Quando si è presentato per la prima volta a Coverciano, molti si chiedevano che valore aggiunto potesse dare alla Nazionale un ragazzo come lui, nato e cresciuto in Argentina, e del tutto estraneo ai ritmi e ai carichi di lavoro del calcio europeo. «Come fa a vestire azzurro se non conosce nemmeno l’Italiano», il commento più gettonato sui social nei giorni che precedevano il suo esordio con la maglia della Nazionale. Rieccoci qua, un anno dopo a tessere le lodi di quello che – piaccia o non piaccia – con ogni probabilità sarà il nostro centravanti nel prossimo Campionato Europeo. Almeno, questo è quanto suggeriscono i numeri: con la doppietta al Venezuela, sono diventati 4 i gol di Retegui nelle ultime 5 partite con la Nazionale.
Retegui come Baggio
Tutto bello, anzi bellissimo, specie se si considera che l’ultimo azzurro a segnare 2 reti negli Stati Uniti è stato Roberto Baggio. Da quelle parti, storie così non fanno che alimentare il dogma dell’American Dream: la convinzione che ciascun uomo, qualunque siano le sue origini, con il duro lavoro possa diventare grande. Chissà che il senso della tournée organizzata da Spalletti non si ispiri proprio a questo. Prima di salire tutti sul carro di Retegui - come solo noi italiani siamo in grado di fare - occorre però spendere una parola nei confronti di chi, prima di tutti, ha creduto in lui: Roberto Mancini. Del resto, se c’è una cosa che va riconosciuta nella sua carriera da allenatore, è di aver visto il talento sempre prima degli altri. È stato così per Balotelli, Barella, Zaniolo, Pafundi, e Gatti. Lo è adesso con il bomber del Genoa, un club che non vedeva un suo giocatore andare in gol due volte con la Nazionale da 96 anni.
Retegui, le sue origini
La sua storia italiana inizia a Canicattì, in Sicilia, la stessa terra da cui gli americani nel 33 sono partiti per liberare il paese dall’occupazione nazista. Proprio da quel porto, nonno Angelino si è imbarcato su una nave diretta in Argentina, per sfuggire alle tragedie del dopoguerra. A San Fernando, in provincia di Buenos Aires, Angelo è tornato a vivere. Sua figlia Maria (mamma di Mateo) in pochi anni diventa campionessa nei mondiali juniores di quello che diverrà, in casa Retegui, lo sport di famiglia: l’hockey su prato. Mateo a 13 anni inizia a giocare a calcio nelle giovanili del River Plate, ma i suoi genitori non sono contenti. Vogliono che il figlio si dedichi solo all’hockey. Tutto cambia qualche anno più tardi quando Diego Mazzilli, allora scout del Boca Juniors, incontra in spiaggia l’amico Carlos Retegui, chiedendogli notizie sul figlio. «Ma Mateo non gioca più a calcio? - chiede Mazzilli - perché se vuole posso organizzargli un provino al Boca». In famiglia si discute e alla fine i genitori cedono. Ancora non sanno che nel giro di pochi mesi Mateo esordirà con la prima squadra del Xeneizes.

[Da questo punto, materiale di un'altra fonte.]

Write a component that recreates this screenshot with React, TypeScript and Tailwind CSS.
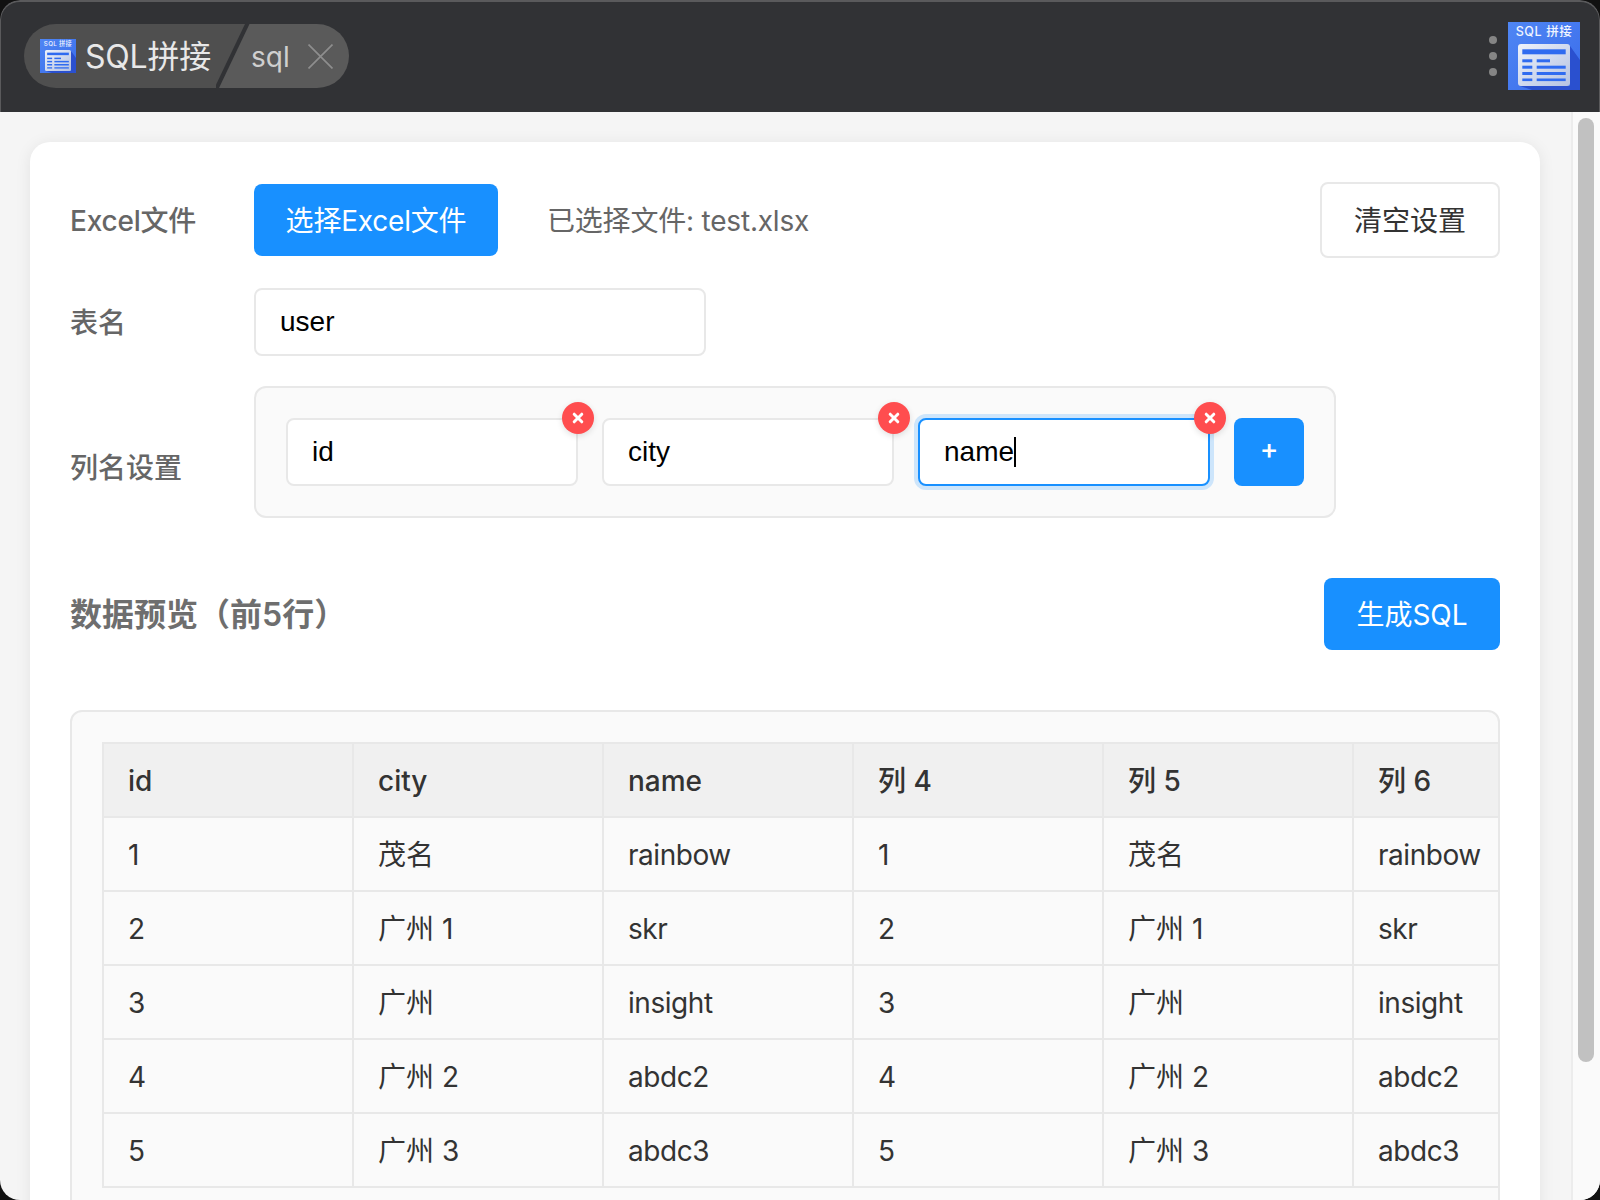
const rows = [
  ["1", "茂名", "rainbow", "1", "茂名", "rainbow"],
  ["2", "广州 1", "skr", "2", "广州 1", "skr"],
  ["3", "广州", "insight", "3", "广州", "insight"],
  ["4", "广州 2", "abdc2", "4", "广州 2", "abdc2"],
  ["5", "广州 3", "abdc3", "5", "广州 3", "abdc3"],
]
const heads = ["id", "city", "name", "列 4", "列 5", "列 6"]

const Logo = ({ className }: { className: string }) => (
  <svg viewBox="0 0 72 68" className={className}>
    <defs>
      <linearGradient id="logoBg" x1="0" y1="0" x2="1" y2="1">
        <stop offset="0" stopColor="#4f86f4" />
        <stop offset="1" stopColor="#3a6cea" />
      </linearGradient>
      <linearGradient id="logoCard" x1="0" y1="0" x2="1" y2="1">
        <stop offset="0" stopColor="#eef2fa" />
        <stop offset="1" stopColor="#b4c2e2" />
      </linearGradient>
    </defs>
    <rect width="72" height="68" fill="url(#logoBg)" />
    <polygon points="62,24 72,38 72,68 24,68 12,64 62,64" fill="#2a50cf" />
    <text x="36" y="14" textAnchor="middle" fontSize="12.5" fontWeight="500" fill="#f0f4fe" fontFamily="Inter, 'Noto Sans CJK SC', sans-serif" letterSpacing="0.6">SQL 拼接</text>
    <rect x="10" y="22" width="52" height="42" rx="3" fill="url(#logoCard)" />
    <rect x="14.3" y="27.3" width="43.4" height="5" fill="#2f6bf0" />
    <rect x="14.3" y="37.3" width="10" height="3" fill="#2f6bf0" />
    <rect x="28.7" y="37.3" width="13.3" height="3" fill="#2f6bf0" />
    <rect x="14.3" y="43.7" width="10" height="3" fill="#2f6bf0" />
    <rect x="28.7" y="43.7" width="29" height="3" fill="#2f6bf0" />
    <rect x="14.3" y="50" width="10" height="3" fill="#2f6bf0" />
    <rect x="28.7" y="50" width="29" height="3" fill="#2f6bf0" />
    <rect x="14.3" y="56.5" width="10" height="2.6" fill="#2f6bf0" />
    <rect x="28.7" y="56.5" width="29" height="2.6" fill="#2f6bf0" />
  </svg>
)

const ColInput = ({ text, focus }: { text: string; focus?: boolean }) => (
  <div className="relative">
    <div className={focus
      ? "w-[292px] h-[68px] rounded-lg border-2 border-[#1890ff] bg-white pl-[24px] flex items-center text-[28px] text-black font-['Liberation_Sans'] shadow-[0_0_0_4px_rgba(24,144,255,0.2)]"
      : "w-[292px] h-[68px] rounded-lg border-2 border-[#e8e8e8] bg-white pl-[24px] flex items-center text-[28px] text-black font-['Liberation_Sans']"}>
      {text}
      {focus && <span className="w-[2px] h-[30px] bg-black" />}
    </div>
    <div className="absolute -top-[16px] -right-[16px] w-[32px] h-[32px] rounded-full bg-[#ff4d4f] flex items-center justify-center shadow-[0_2px_6px_rgba(0,0,0,0.12)]">
      <svg viewBox="0 0 12 12" className="w-[12px] h-[12px]">
        <path d="M2.2 2.2 L9.8 9.8 M9.8 2.2 L2.2 9.8" stroke="#fff" strokeWidth="3" strokeLinecap="round" />
      </svg>
    </div>
  </div>
)

export default function App() {
  return (
    <div className="w-[1600px] h-[1200px] bg-[#111] overflow-hidden font-['Inter','Noto_Sans_CJK_SC',sans-serif]">
      <div className="w-full h-full rounded-[20px] overflow-hidden flex flex-col">
        {/* title bar */}
        <div className="h-[112px] shrink-0 bg-[#313235] border-t-2 border-x border-[#5a5a5c] rounded-t-[20px] flex items-center justify-between pl-[23px] pr-[19px]">
          <div className="flex h-[64px] rounded-full overflow-hidden -mt-[2px]">
            <div className="w-[192px] bg-[#4f4f4f] flex items-center pl-[16px]">
              <Logo className="w-[36px] h-[36px]" />
              <span className="ml-[9px] pt-[2px] text-[32px] text-[#e8e8e8] whitespace-nowrap tracking-[-0.2px]">SQL拼接</span>
            </div>
            <svg viewBox="0 0 34 64" className="w-[34px] h-[64px] block">
              <rect width="34" height="64" fill="#5a5a5a" />
              <polygon points="0,0 32,0 0,64" fill="#4f4f4f" />
              <polygon points="29,0 33.5,0 3,64 -1.5,64" fill="#313235" />
            </svg>
            <div className="w-[99px] bg-[#5a5a5a] flex items-center">
              <span className="ml-[1px] pt-[2px] text-[28px] text-[#cfcfcf]">sql</span>
              <svg viewBox="0 0 24 24" className="ml-[18px] w-[25px] h-[25px]">
                <path d="M0.5 0.5 L23.5 23.5 M23.5 0.5 L0.5 23.5" stroke="#8e8e8e" strokeWidth="1.6" />
              </svg>
            </div>
          </div>
          <div className="flex items-center gap-[11px] -mt-[2px]">
            <div className="flex flex-col gap-[8px]">
              <span className="w-[8px] h-[8px] rounded-full bg-[#858585]" />
              <span className="w-[8px] h-[8px] rounded-full bg-[#858585]" />
              <span className="w-[8px] h-[8px] rounded-full bg-[#858585]" />
            </div>
            <Logo className="w-[72px] h-[68px]" />
          </div>
        </div>

        {/* body */}
        <div className="flex-1 flex min-h-0 bg-[#f5f5f5]">
          <div className="flex-1 min-w-0 overflow-hidden pt-[30px] pl-[30px] pr-[31px]">
            <div className="bg-white rounded-t-[20px] shadow-[0_2px_16px_rgba(0,0,0,0.08)] px-[40px] pt-[40px] pb-[40px] h-[1100px]">
              <div className="flex items-center h-[76px]">
                <div className="w-[184px] pt-[2px] text-[28px] font-medium text-[#666] tracking-[-0.2px]">Excel文件</div>
                <button className="h-[72px] w-[244px] pt-[2px] rounded-lg bg-[#1890ff] text-white text-[28px] tracking-[-0.2px]">选择Excel文件</button>
                <div className="ml-[49px] pt-[2px] text-[28px] text-[#666] tracking-[-0.2px]">已选择文件: test.xlsx</div>
                <button className="ml-auto h-[76px] w-[180px] pt-[2px] rounded-lg bg-white border-2 border-[#e8e8e8] text-[28px] text-[#333]">清空设置</button>
              </div>

              <div className="flex items-center mt-[30px]">
                <div className="w-[184px] pt-[2px] text-[28px] font-medium text-[#666]">表名</div>
                <div className="w-[452px] h-[68px] rounded-lg border-2 border-[#e8e8e8] pl-[24px] flex items-center text-[28px] text-black font-['Liberation_Sans']">user</div>
              </div>

              <div className="flex items-center mt-[30px]">
                <div className="w-[184px] mt-[32px] text-[28px] font-medium text-[#666]">列名设置</div>
                <div className="w-[1082px] h-[132px] rounded-xl border-2 border-[#e8e8e8] bg-[#fafafa] pl-[30px] flex items-center gap-[24px]">
                  <ColInput text="id" />
                  <ColInput text="city" />
                  <ColInput text="name" focus />
                  <button className="w-[70px] h-[68px] pb-[6px] rounded-lg bg-[#1890ff] text-white text-[28px] font-medium">+</button>
                </div>
              </div>

              <div className="flex items-center justify-between mt-[60px]">
                <div className="pt-[2px] text-[32px] font-semibold text-[#6e6e6e]">数据预览（前5行）</div>
                <button className="w-[176px] h-[72px] pt-[2px] rounded-lg bg-[#1890ff] text-white text-[28px]">生成SQL</button>
              </div>

              <div className="mt-[60px] rounded-xl border-2 border-[#e8e8e8] bg-[#fafafa] pl-[30px] pt-[30px] pb-[30px] overflow-hidden">
                <table className="table-fixed w-[1500px] border-collapse text-[28px] text-[#333]">
                  <thead>
                    <tr className="h-[74px] bg-[#f0f0f0]">
                      {heads.map(h => (
                        <th key={h} className="w-[250px] border-2 border-[#e8e8e8] pl-[24px] pt-[2px] text-left font-medium">{h}</th>
                      ))}
                    </tr>
                  </thead>
                  <tbody>
                    {rows.map(r => (
                      <tr key={r[0]} className="h-[74px]">
                        {r.map((c, i) => (
                          <td key={i} className={i % 3 === 2
                            ? "border-2 border-[#e8e8e8] pl-[24px] pt-[2px] tracking-[-0.45px]"
                            : "border-2 border-[#e8e8e8] pl-[24px] pt-[2px]"}>{c}</td>
                        ))}
                      </tr>
                    ))}
                  </tbody>
                </table>
              </div>
            </div>
          </div>

          {/* scrollbar */}
          <div className="w-[29px] shrink-0 bg-[#fafafa] border-l-2 border-[#ececec] pl-[5px] pt-[6px]">
            <div className="w-[16px] h-[944px] rounded-full bg-[#c1c1c1]" />
          </div>
        </div>
      </div>
    </div>
  )
}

I numeri nel campionato argentino
Lo scorso luglio termina i due anni al Tigre con 35 gol in 70 presenze, e vola a Genova per iniziare la preparazione in vista dell’inizio del campionato, senza prendersi un solo giorno di vacanza. Di qui si spiegano i diversi stop che lo hanno tenuto lontano dal campo negli ultimi mesi. La nuova Italia di Luciano Spalletti, visti i pochi mesi a disposizione per preparare l’Europeo e dopo due delusioni mondiali, non ha lo status o la credibilità per dominare ogni partita. Vuole vincere, non importa come, per rincominciare a respirare, a costruire, passo dopo passo con la cultura del lavoro che Spalletti più volte, in carriera, ha dimostrato di saper trasferire. Retegui è il simbolo di questo nuovo gruppo. Magari non sarà il numero 9 che sognavamo per la nostra Nazionale, ma è quello di cui abbiamo disperato bisogno in questo momento.